About the same number of people die from car accidents and die from handguns in the US each year as die from influenza. I have never known a person in my real, as opposed to my professional, life to die from influenza or handguns or a car accident. My personal experience suggests no one dies from these causes, but since I take care of patients at one of the Portland trauma hospitals, I know what cars and guns do to people. My professional life confirms that people do indeed die from being shot or car accidents. I would wager that most people reading this blog have not known anyone who has died from influenza, guns or car accidents.

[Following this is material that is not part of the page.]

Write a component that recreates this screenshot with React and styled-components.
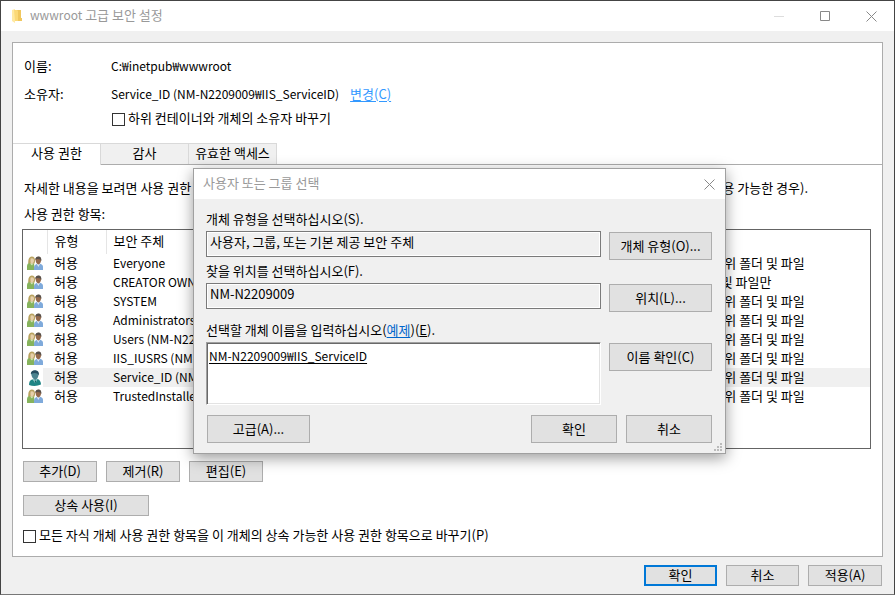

Mark’s probably right about most people not knowing anyone who died of the flu, handgun, or a car crash, but I can’t help but note that I’ve known people who’ve died from two out of these these three causes. A friend of mine from college died in a car crash, and I knew someone who ultimately committed suicide. However, I have never personally known anyone who’s died of the flu or its complications. The point still stands, though, and the example described by Mark illustrates why statistical modeling is needed to estimate the number of deaths due to the flu. Of course, like climate science denialists who don’t trust climate models and dismiss them as so hopelessly flawed as not to be believed, antivaxers dismiss the epidemiological statistical models used to estimate influenza mortality. They don’t understand the models; so they dismiss them.

In any event, I have a word for Barbara Loe Fisher, Joe Mercola, and all the antivaxers out there trying to claim that influenza is not that big a deal, that it’s not a major public health threat, that the CDC and public health officials are intentionally exaggerating the death toll in order to sell you vaccines every year: You’re full of crap.

Get your flu vaccines, everyone. Yes, the influenza vaccine is highly imperfect, but it’s the best we have and will remain so until a universal flu vaccine is finally developed, tested, and shown to work.